Elie: We still deal with lawyers who are just like, “Why can’t it work like my typewriter?” What do you see when we’re talking about law professors? Because, on the one hand, they still have that same self-selection against innovation, but on the other hand, they work at a school. There’s a sense that they are a little bit more forward-looking and embracing of the future. What do you find in terms of their uptake and ability to adjust to new technological solutions?

Vikram: Most law students today are digital natives. They grew up with Google and Facebook, and more importantly they grew up in their classrooms with things like MyLabs and technology solutions. To them, being in a classroom is very closely tied to having really cool and powerful technologies to help them succeed, and they are very vocal about that with their professors.

So, whoever the professor is, whatever his or her personal taste for technology is, he or she is very clear that their students are really eager for these technologies. Law professors are scholars, but they’re also passionate teachers, which means they care to give their students what their students want. So, what we find is, if we’re able to give them solutions that students can be excited by, they will use them.

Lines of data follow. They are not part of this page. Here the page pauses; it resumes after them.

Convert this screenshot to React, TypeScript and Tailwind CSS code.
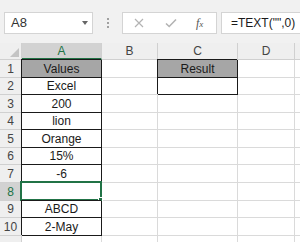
import React from "react";

const cols = [
  { key: "A", w: "w-[80px]" },
  { key: "B", w: "w-[56px]" },
  { key: "C", w: "w-[80px]" },
  { key: "D", w: "w-[57px]" },
  { key: "", w: "w-[20px]" },
];

const rows = [
  { n: "1", h: "h-[18px]", a: "Values" },
  { n: "2", h: "h-[17px]", a: "Excel" },
  { n: "3", h: "h-[18px]", a: "200" },
  { n: "4", h: "h-[17px]", a: "lion" },
  { n: "5", h: "h-[18px]", a: "Orange" },
  { n: "6", h: "h-[17px]", a: "15%" },
  { n: "7", h: "h-[18px]", a: "-6" },
  { n: "8", h: "h-[18px]", a: "" },
  { n: "9", h: "h-[17px]", a: "ABCD" },
  { n: "10", h: "h-[18px]", a: "2-May" },
  { n: "", h: "h-[10px]", a: null },
];

function Cell({
  w,
  boxed,
  fill,
  selected,
  children,
}: {
  w: string;
  boxed?: boolean;
  fill?: boolean;
  selected?: boolean;
  children?: React.ReactNode;
}) {
  return (
    <div
      className={`relative shrink-0 ${w} h-full flex items-center justify-center border-r border-b ${
        boxed ? "border-[#1a1a1a] shadow-[-1px_-1px_0_0_#1a1a1a] z-[1]" : "border-[#dadada]"
      } ${fill ? "bg-[#a6a6a6]" : "bg-white"} text-[12px] text-[#1a1a1a]`}
    >
      {children}
      {selected && (
        <div className="absolute -left-[2px] -top-[2px] -right-[1px] -bottom-[1px] border-2 border-[#217346] z-[2]">
          <div className="absolute -right-[3px] -bottom-[3px] w-[5px] h-[5px] bg-[#217346] border border-white" />
        </div>
      )}
    </div>
  );
}

export default function App() {
  return (
    <div className="w-[300px] h-[242px] overflow-hidden bg-white font-['Liberation_Sans',Arial,sans-serif] select-none">
      {/* formula bar */}
      <div className="h-[43px] bg-[#f1f1f1] flex items-start pt-[12px] pl-[4px]">
        <div className="w-[89px] h-[22px] bg-white border border-[#d4d4d4] flex items-center pl-[6px] pr-[4px]">
          <span className="text-[13px] text-[#333]">A8</span>
          <span className="ml-auto w-0 h-0 border-l-[3px] border-r-[3px] border-t-[4px] border-l-transparent border-r-transparent border-t-[#666]" />
        </div>
        <div className="w-[29px] h-[22px] flex flex-col items-center justify-center gap-[2px]">
          <span className="w-[2px] h-[2px] bg-[#a0a0a0]" />
          <span className="w-[2px] h-[2px] bg-[#a0a0a0]" />
          <span className="w-[2px] h-[2px] bg-[#a0a0a0]" />
        </div>
        <div className="w-[95px] h-[22px] bg-white border border-[#d4d4d4] flex items-center">
          <svg width="10" height="10" viewBox="0 0 10 10" className="ml-[11px]">
            <path d="M1 1L9 9M9 1L1 9" stroke="#b3b3b3" strokeWidth="1.2" />
          </svg>
          <svg width="12" height="10" viewBox="0 0 12 10" className="ml-[21px]">
            <path d="M1 5.5L4.2 8.5L11 1.5" stroke="#b3b3b3" strokeWidth="1.6" fill="none" />
          </svg>
          <span className="ml-[19px] text-[12px] italic text-[#555] font-['Liberation_Serif',serif]">
            f<span className="text-[9px]">x</span>
          </span>
        </div>
        <div className="ml-[4px] flex-1 h-[22px] bg-white border border-[#d4d4d4] border-r-0 flex items-center pl-[9px]">
          <span className="text-[12px] text-[#1a1a1a]">=TEXT("",0)</span>
        </div>
      </div>

      {/* column headers */}
      <div className="h-[17px] flex bg-[#efefef]">
        <div className="w-[22px] shrink-0 h-full border-r border-b border-[#d0d0d0] flex items-end justify-end pr-[2px] pb-[2px]">
          <svg width="9" height="9" viewBox="0 0 9 9">
            <path d="M9 0L9 9L0 9Z" fill="#c4c4c4" />
          </svg>
        </div>
        {cols.map((c, i) => (
          <div
            key={i}
            className={`shrink-0 ${c.w} h-full flex items-center justify-center text-[12px] border-r border-[#d0d0d0] ${
              c.key === "A"
                ? "bg-[#d2d2d2] text-[#217346] border-b-2 border-b-[#217346]"
                : "text-[#444] border-b border-b-[#d0d0d0]"
            }`}
          >
            {c.key}
          </div>
        ))}
      </div>

      {/* rows */}
      {rows.map((r, i) => (
        <div key={i} className={`flex ${r.h}`}>
          <div
            className={`w-[22px] shrink-0 h-full flex items-center justify-center text-[12px] border-r border-b border-[#d0d0d0] ${
              r.n === "8" ? "bg-[#d2d2d2] text-[#217346]" : "bg-[#efefef] text-[#444]"
            }`}
          >
            {r.n}
          </div>
          <Cell w="w-[80px]" boxed={r.a !== null} fill={r.n === "1"} selected={r.n === "8"}>
            {r.a}
          </Cell>
          <Cell w="w-[56px]" />
          <Cell w="w-[80px]" boxed={r.n === "1" || r.n === "2"} fill={r.n === "1"}>
            {r.n === "1" ? "Result" : null}
          </Cell>
          <Cell w="w-[57px]" />
          <Cell w="w-[20px]" />
        </div>
      ))}
    </div>
  );
}
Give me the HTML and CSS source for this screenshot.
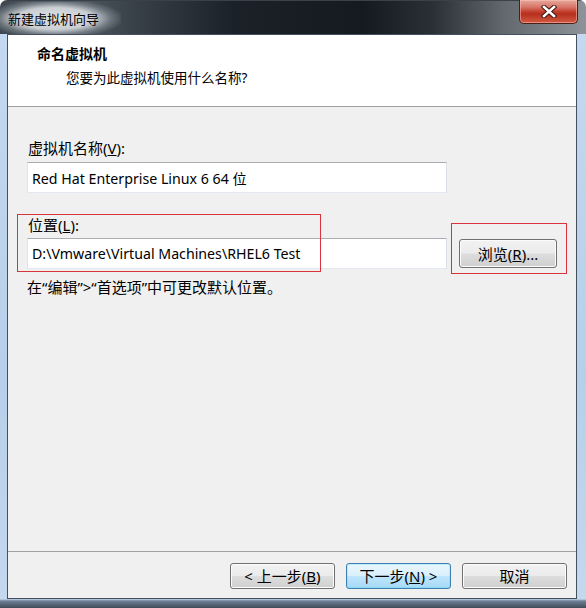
FILE: index.html
```html
<!DOCTYPE html>
<html lang="zh-CN">
<head>
    <meta charset="UTF-8">
    <title>新建虚拟机向导</title>
    <link rel="stylesheet" href="styles.css">
</head>
<body>
<div class="window">
    <div class="titlebar">
        <span class="title">新建虚拟机向导</span>
        <button class="close" type="button">
            <svg width="16" height="13" viewBox="0 0 16 13">
                <path d="M3 2 L13 11 M13 2 L3 11" stroke="#3a1410" stroke-width="4.5" stroke-linecap="square" fill="none"/>
                <path d="M3 2 L13 11 M13 2 L3 11" stroke="#ffffff" stroke-width="2.6" stroke-linecap="square" fill="none"/>
            </svg>
        </button>
    </div>

    <div class="frame">
        <div class="client">
            <div class="header">
                <div class="heading">命名虚拟机</div>
                <div class="subtitle">您要为此虚拟机使用什么名称?</div>
            </div>

            <div class="content">
                <label class="label first" for="vmname">虚拟机名称(<u>V</u>):</label>
                <input class="textbox" type="text" id="vmname" value="Red Hat Enterprise Linux 6 64 位">

                <label class="label second" for="location">位置(<u>L</u>):</label>
                <div class="row">
                    <input class="textbox" type="text" id="location" value="D:\Vmware\Virtual Machines\RHEL6 Test">
                    <button class="btn browse" type="button">浏览(<u>R</u>)...</button>
                </div>
                <p class="hint">在“编辑”&gt;“首选项”中可更改默认位置。</p>

                <div class="mark mark-location"></div>
                <div class="mark mark-browse"></div>
            </div>

            <div class="footer">
                <button class="btn" type="button">&lt; 上一步(<u>B</u>)</button>
                <button class="btn default" type="button">下一步(<u>N</u>) &gt;</button>
                <button class="btn" type="button">取消</button>
            </div>
        </div>
    </div>
</div>
</body>
</html>
```

FILE: styles.css
```css
body {
    margin: 0;
    width: 586px;
    height: 608px;
    overflow: hidden;
    background-color: #ffffff;
    font-family: "Noto Sans", "Noto Sans CJK SC", sans-serif;
    font-size: 13px;
    color: #000;
}
.window {
    height: 608px;
    display: flex;
    flex-direction: column;
    border-radius: 7px 7px 0 0;
    overflow: hidden;
}
.titlebar {
    height: 34px;
    flex: none;
    display: flex;
    justify-content: space-between;
    align-items: flex-start;
    padding: 0 8px 0 0;
    background: linear-gradient(90deg, #3e474f 0%, #59636c 10%, #3a424a 22%, #1b2128 40%, #151a20 62%, #2a3036 74%, #62686e 86%, #8d9399 100%);
    border-top: 1px solid #3a4148;
    box-sizing: border-box;
}
.title {
    margin-top: 1px;
    padding: 7px 22px 6px 8px;
    line-height: 20px;
    font-size: 13px;
    color: #000;
    background: radial-gradient(ellipse 58% 60% at 45% 50%, rgba(228, 231, 234, 0.97) 0%, rgba(215, 219, 223, 0.9) 55%, rgba(170, 177, 184, 0.4) 80%, rgba(120, 128, 136, 0) 100%);
}
.close {
    width: 59px;
    height: 24px;
    margin-top: -1px;
    padding: 0;
    border: 1px solid #4b1e18;
    border-top: none;
    border-radius: 0 0 5px 5px;
    background: linear-gradient(180deg, #e5a99c 0%, #d9776a 30%, #c44130 50%, #b62f1c 60%, #d25a43 100%);
    box-shadow: inset 0 0 0 1px rgba(255, 200, 190, 0.5);
    display: flex;
    align-items: center;
    justify-content: center;
}
.frame {
    flex: 1;
    display: flex;
    padding: 0 9px 9px 7px;
    background: linear-gradient(180deg, #c4d9ef 0%, #b7cfe9 60%, #c4d8ee calc(100% - 9px), #708196 calc(100% - 7px), #3f4b58 100%);
}
.client {
    flex: 1;
    display: flex;
    flex-direction: column;
    background-color: #f0f0f0;
    border: 1px solid #445060;
}
.header {
    height: 72px;
    box-sizing: border-box;
    background-color: #fff;
    border-bottom: 1px solid #a0a0a0;
    padding-top: 9px;
}
.heading {
    padding-left: 29px;
    font-size: 14px;
    font-weight: bold;
    line-height: 20px;
}
.subtitle {
    padding-left: 58px;
    margin-top: 4px;
    line-height: 20px;
    font-size: 13.5px;
}
.content {
    flex: 1;
    position: relative;
    padding: 31px 0 0 19px;
}
.label {
    display: block;
    line-height: 20px;
    padding-left: 1px;
    font-size: 15px;
}
.label.second {
    margin-top: 22px;
}
.textbox {
    display: block;
    box-sizing: border-box;
    width: 420px;
    height: 31px;
    margin: 4px 0 0 0;
    padding: 0 4px;
    border: 1px solid;
    border-color: #abadb3 #dbdfe6 #e3e9ef #e2e3ea;
    background: #fff;
    font-family: "Noto Sans", "Noto Sans CJK SC", sans-serif;
    font-size: 14.2px;
    color: #000;
    outline: none;
}
.row {
    display: flex;
    align-items: center;
    gap: 12px;
    margin-top: 3px;
}
.row .textbox {
    margin: 0;
}
.hint {
    margin: 8px 0 0 0;
    line-height: 20px;
    font-size: 15px;
}
.btn {
    box-sizing: border-box;
    width: 105px;
    height: 26px;
    padding: 0;
    border: 1px solid #707070;
    border-radius: 3px;
    background: linear-gradient(180deg, #f2f2f2 0%, #ebebeb 48%, #dddddd 52%, #cfcfcf 100%);
    box-shadow: inset 0 0 0 1px #fcfcfc;
    font-family: "Noto Sans", "Noto Sans CJK SC", sans-serif;
    font-size: 15px;
    line-height: 20px;
    color: #000;
}
.btn.default {
    border-color: #3c7fb1;
    background: linear-gradient(180deg, #eaf6fd 0%, #d9f0fc 48%, #bee6fd 52%, #a7d9f5 100%);
    box-shadow: inset 0 0 0 1px #48d8fb40;
}
.btn.browse {
    width: 98px;
    height: 29px;
}
.footer {
    flex: none;
    display: flex;
    justify-content: flex-end;
    gap: 11px;
    border-top: 1px solid #a0a0a0;
    padding: 11px 9px 9px 0;
}
.mark {
    position: absolute;
    border: 1px solid #d8343c;
}
.mark-location {
    left: 9px;
    top: 107px;
    width: 302px;
    height: 56px;
}
.mark-browse {
    left: 443px;
    top: 116px;
    width: 114px;
    height: 49px;
}
```
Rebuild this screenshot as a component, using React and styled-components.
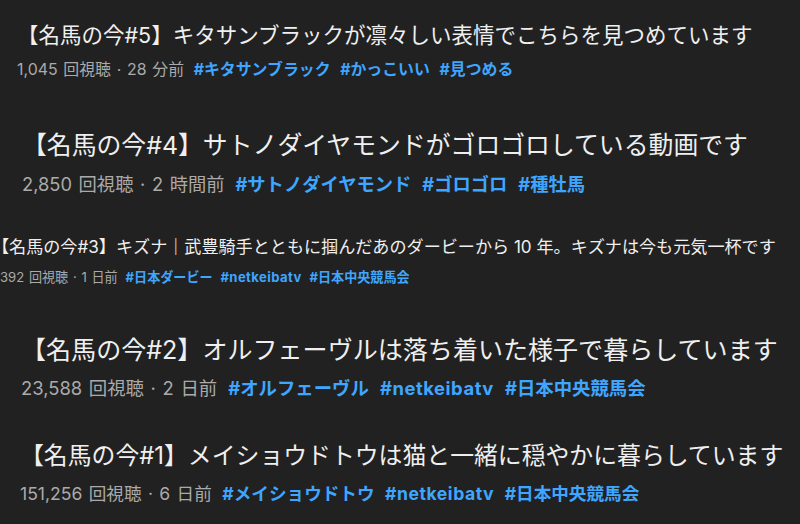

Elie: Let’s get into some of the specific solutions that you offer. I took a demo of Casebook Connect downstairs and the first thing that jumped out to me was that… so, I’m old. When I was in law school we were still fundamentally using books, like physical books. I had to carry my books in my backpack, uphill both ways, to get to property class, right? When I saw CasebookConnect.com, it kind of jumped off the screen, of like, “Well, of course casebooks are digitized or should be.” You were talking about the adoption rate, I kind of feel sorry for the kids who are still lugging the books. It’s just so obvious now that you should be digitizing your casebooks and reading them online.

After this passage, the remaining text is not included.